昔、ファイト餃子の店舗があったすぐ近くのコモディイイダ(スーパー)に、同僚の新聞奨学生が、寮の管理人だった新聞拡張団に隠れてこっそりバイトを始めたことがあった。
ぼくらも、おもしろがってわざと買い物に行ったりしていたけれど、ある日、その同僚が拡張団の人に尾行されてバイトが見つかり、なぜか全員が大目玉をくらったことがあった……。

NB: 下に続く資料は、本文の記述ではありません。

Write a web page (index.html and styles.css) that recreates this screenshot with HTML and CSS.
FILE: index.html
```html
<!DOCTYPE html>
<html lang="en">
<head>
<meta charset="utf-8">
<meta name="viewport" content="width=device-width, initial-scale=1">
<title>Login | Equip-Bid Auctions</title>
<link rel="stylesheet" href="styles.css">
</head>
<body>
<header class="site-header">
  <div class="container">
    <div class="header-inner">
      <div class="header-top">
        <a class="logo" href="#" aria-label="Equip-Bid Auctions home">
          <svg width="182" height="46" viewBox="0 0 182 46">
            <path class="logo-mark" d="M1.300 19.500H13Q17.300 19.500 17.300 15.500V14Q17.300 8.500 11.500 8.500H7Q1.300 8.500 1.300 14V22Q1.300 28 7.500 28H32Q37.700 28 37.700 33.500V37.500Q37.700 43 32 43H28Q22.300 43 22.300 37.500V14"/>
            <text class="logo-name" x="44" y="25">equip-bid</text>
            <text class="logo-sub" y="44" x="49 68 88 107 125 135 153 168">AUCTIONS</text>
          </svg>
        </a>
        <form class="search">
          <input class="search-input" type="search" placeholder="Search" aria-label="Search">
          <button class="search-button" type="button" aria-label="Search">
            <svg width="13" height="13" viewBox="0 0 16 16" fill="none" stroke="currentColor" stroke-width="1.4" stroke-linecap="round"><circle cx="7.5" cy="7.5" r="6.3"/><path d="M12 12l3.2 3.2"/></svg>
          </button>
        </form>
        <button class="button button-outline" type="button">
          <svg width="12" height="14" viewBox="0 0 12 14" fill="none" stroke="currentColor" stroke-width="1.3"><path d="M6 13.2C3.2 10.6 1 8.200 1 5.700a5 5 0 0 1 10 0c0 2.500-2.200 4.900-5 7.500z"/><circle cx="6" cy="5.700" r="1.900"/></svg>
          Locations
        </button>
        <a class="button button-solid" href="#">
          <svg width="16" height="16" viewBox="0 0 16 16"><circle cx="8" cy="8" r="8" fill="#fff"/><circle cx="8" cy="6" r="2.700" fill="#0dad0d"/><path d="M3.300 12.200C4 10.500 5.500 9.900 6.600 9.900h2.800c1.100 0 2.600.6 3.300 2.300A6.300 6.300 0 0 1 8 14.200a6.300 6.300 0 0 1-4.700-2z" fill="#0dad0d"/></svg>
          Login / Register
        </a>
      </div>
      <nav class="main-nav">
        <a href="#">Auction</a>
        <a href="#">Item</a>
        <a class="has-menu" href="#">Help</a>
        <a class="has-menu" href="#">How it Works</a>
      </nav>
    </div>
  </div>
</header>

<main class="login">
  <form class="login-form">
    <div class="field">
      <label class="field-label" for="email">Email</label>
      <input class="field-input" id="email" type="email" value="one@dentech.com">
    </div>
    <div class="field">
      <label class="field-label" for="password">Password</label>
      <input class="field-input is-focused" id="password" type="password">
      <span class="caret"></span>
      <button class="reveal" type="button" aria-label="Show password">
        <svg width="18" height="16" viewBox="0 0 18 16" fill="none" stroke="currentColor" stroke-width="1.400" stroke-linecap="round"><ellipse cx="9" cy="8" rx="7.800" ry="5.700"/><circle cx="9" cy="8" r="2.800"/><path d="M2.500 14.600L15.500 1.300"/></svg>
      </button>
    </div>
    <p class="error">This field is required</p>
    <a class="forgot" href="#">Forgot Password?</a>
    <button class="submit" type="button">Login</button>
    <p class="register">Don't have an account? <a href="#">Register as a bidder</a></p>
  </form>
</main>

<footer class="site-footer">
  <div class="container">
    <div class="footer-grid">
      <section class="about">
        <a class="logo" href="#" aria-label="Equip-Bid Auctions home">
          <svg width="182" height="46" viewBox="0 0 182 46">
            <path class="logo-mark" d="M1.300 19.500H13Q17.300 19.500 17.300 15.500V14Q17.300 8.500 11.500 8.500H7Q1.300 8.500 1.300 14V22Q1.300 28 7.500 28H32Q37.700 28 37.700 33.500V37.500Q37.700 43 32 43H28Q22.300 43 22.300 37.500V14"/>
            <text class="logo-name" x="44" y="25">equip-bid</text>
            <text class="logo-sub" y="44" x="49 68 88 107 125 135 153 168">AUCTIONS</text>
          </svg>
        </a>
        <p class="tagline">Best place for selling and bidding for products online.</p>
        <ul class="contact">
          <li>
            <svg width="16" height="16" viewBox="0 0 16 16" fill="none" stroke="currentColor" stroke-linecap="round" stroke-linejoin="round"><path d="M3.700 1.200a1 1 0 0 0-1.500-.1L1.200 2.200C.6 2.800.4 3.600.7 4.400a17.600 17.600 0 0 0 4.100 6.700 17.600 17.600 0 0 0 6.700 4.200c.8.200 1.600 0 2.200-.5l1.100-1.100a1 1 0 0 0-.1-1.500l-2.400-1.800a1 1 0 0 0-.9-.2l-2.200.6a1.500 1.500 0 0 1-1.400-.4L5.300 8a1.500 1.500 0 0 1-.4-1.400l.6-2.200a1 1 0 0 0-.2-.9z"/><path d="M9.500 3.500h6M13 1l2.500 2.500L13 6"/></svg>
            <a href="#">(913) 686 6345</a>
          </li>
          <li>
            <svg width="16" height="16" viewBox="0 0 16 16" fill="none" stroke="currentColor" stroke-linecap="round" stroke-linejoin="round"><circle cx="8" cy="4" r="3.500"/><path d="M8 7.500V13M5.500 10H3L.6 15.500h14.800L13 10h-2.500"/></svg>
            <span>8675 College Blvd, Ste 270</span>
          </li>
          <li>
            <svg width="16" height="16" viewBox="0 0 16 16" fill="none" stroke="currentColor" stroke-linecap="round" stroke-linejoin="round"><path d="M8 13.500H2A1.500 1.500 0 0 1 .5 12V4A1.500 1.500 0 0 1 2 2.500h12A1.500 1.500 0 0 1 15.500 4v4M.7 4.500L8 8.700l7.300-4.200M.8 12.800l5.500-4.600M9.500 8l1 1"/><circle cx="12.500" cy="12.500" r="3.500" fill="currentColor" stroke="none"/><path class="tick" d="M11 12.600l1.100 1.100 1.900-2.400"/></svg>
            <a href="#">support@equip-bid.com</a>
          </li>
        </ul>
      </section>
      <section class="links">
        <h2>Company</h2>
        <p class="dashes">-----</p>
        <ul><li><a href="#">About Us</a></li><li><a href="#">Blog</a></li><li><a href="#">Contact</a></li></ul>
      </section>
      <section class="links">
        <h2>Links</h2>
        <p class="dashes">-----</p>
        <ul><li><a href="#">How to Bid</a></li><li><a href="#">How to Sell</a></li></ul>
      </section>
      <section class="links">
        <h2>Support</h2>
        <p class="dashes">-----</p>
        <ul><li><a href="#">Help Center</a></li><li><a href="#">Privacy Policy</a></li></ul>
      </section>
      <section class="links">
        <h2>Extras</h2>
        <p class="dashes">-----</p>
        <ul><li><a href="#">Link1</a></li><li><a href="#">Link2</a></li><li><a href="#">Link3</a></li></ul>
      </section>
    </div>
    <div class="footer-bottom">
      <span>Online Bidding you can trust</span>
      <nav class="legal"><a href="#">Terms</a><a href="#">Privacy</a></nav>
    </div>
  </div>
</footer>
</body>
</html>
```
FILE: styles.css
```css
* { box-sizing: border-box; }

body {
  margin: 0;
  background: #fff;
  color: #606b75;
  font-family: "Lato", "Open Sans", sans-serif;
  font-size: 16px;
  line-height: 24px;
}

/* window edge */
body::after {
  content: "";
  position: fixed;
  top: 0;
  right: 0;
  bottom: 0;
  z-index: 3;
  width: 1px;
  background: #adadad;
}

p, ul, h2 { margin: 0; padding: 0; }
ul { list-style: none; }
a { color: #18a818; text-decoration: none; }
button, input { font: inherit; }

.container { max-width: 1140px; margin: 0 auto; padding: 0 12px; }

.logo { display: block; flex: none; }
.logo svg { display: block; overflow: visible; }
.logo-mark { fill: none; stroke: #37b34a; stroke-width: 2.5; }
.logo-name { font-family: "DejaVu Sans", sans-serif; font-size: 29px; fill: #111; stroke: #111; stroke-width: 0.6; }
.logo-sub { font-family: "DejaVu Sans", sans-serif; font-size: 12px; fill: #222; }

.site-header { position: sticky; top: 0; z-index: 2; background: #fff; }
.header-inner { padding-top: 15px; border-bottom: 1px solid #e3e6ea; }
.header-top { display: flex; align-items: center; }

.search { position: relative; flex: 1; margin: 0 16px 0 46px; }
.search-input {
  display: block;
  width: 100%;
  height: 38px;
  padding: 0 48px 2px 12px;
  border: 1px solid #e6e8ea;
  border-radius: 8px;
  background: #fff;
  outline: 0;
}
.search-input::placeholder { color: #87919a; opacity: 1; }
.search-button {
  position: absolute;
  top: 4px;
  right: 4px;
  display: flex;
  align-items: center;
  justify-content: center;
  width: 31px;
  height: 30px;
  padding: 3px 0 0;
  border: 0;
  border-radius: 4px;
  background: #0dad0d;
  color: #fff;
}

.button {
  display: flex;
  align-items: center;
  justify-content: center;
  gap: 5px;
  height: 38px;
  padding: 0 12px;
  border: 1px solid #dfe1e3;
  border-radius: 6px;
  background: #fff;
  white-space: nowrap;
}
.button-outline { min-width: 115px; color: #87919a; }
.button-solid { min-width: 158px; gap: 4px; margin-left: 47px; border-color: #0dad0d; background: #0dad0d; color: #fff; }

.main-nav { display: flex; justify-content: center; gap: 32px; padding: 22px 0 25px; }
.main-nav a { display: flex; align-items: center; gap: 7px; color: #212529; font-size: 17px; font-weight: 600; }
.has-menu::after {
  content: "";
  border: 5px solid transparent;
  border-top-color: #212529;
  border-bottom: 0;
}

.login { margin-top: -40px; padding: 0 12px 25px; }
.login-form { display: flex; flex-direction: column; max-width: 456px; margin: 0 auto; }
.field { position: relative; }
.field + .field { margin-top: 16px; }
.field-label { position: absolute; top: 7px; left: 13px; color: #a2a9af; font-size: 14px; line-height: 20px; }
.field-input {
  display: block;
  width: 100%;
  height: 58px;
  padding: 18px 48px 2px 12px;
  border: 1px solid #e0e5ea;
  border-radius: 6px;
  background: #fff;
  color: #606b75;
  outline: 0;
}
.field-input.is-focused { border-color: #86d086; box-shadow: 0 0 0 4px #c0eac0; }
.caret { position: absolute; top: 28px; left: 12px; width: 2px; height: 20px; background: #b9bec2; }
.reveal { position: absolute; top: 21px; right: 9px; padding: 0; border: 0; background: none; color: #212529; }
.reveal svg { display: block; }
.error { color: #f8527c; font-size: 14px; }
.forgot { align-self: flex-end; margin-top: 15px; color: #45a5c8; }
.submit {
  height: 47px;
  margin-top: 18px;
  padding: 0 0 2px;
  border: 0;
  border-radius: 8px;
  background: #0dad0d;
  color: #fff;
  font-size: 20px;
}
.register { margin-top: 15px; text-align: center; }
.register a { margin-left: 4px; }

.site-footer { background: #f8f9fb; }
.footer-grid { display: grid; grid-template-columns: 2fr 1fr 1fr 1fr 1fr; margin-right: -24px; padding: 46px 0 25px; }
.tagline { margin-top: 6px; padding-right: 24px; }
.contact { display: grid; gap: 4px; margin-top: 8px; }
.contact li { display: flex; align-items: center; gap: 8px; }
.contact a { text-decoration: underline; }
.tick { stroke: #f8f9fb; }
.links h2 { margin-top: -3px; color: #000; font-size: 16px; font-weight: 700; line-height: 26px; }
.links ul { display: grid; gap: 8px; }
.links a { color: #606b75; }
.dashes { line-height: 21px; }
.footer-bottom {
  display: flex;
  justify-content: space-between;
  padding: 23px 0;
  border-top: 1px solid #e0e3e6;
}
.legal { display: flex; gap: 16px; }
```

という、餃子に1ミリも関係ない思い出話を、待っている間、同行してくれた妻に話す。
写真ではけっこう並んでいるように見えるけれど、20分ほど待つと中に入れた。
意外とすぐ入れた
休みの日は、昼過ぎぐらいには準備した餃子が全て売り切れて店じまいしてしまうらしい。写真を撮り忘れたが、価格は亀有のホワイト餃子とそんなに変わらず、餃子8個で600円、8個の定食で900円となっている。(取材当時)
はい、ファイト餃子これです
ホワイト餃子と同じ、俵型のボリュームある餃子。これですよ。ファイト餃子。
すみません、一口で行くと熱いので噛みちぎってます
うめー
皮のカリッとしたあとのモチッとした食感などは、亀有のホワイト餃子とほぼ同じではあるけれど、ファイト餃子の方がちょっとあっさりしている気がする……が、どうだろう。うまいことに変わりはないが。
巣鴨店は、他の店舗と違って、餃子以外の料理としてチャーハンが存在している。セットのライスをチャーハンに変更してもらった。
ファイト餃子のチャーハン。こんなシンプルなのなかなかない
具が玉子以外は入っていないシンプルなチャーハンだか、これは餃子の味を引き立てるためあえてのことだと思う。味も出しゃばったところがなく、しっかりとした味付けで、餃子と合わせて食べるとちょうどいい濃さのチャーハンだ。
8個で十分なんですよ。もう年寄りなんで
一人前8個という量はかなり絶妙で、もはや還暦まであと10年と迫った老体にはそれでもちょっと多いかなぐらいの量だった。
ホワイトとファイトっていったいなんなの?
さて、ファイト、ホワイト。この餃子の前提をまったく説明しないままここまできてしまったので、説明したい。
まず、このタイプの餃子の大元は千葉県の野田にあるホワイト餃子だ。ホワイトというのは創業者が中国で白(パイ)さんから餃子の作り方を習ったので、ホワイトとなったらしい。
野田にあるホワイト餃子の支店などはそのまま「ホワイト餃子」を名乗り、関東地方を中心に東北、中部、九州などにも店舗がいくつもあるのだが、そのすべてが必ずしも「ホワイト餃子」と名乗っているというわけでもない。あと「技術連鎖店」というのれん分けのような制度もあるらしく、まったく店名が違う店もあるようだ。
巣鴨のファイト餃子は、店名をパクったジェネリック店舗とかではなく、ちゃんとホワイト餃子の系列店であるので、安心して欲しい。
編集部からのみどころを読む
編集部からのみどころ
思い出話から始まって味わいある記事でした。若い頃の話から始まって最後「還暦まであと10年と迫った老体」に至るのも人生を感じますね…。餃子とともに歩んだ人生、みたいな感慨がありました。実際には最近思紙出すまですっかり忘れてたわけですが。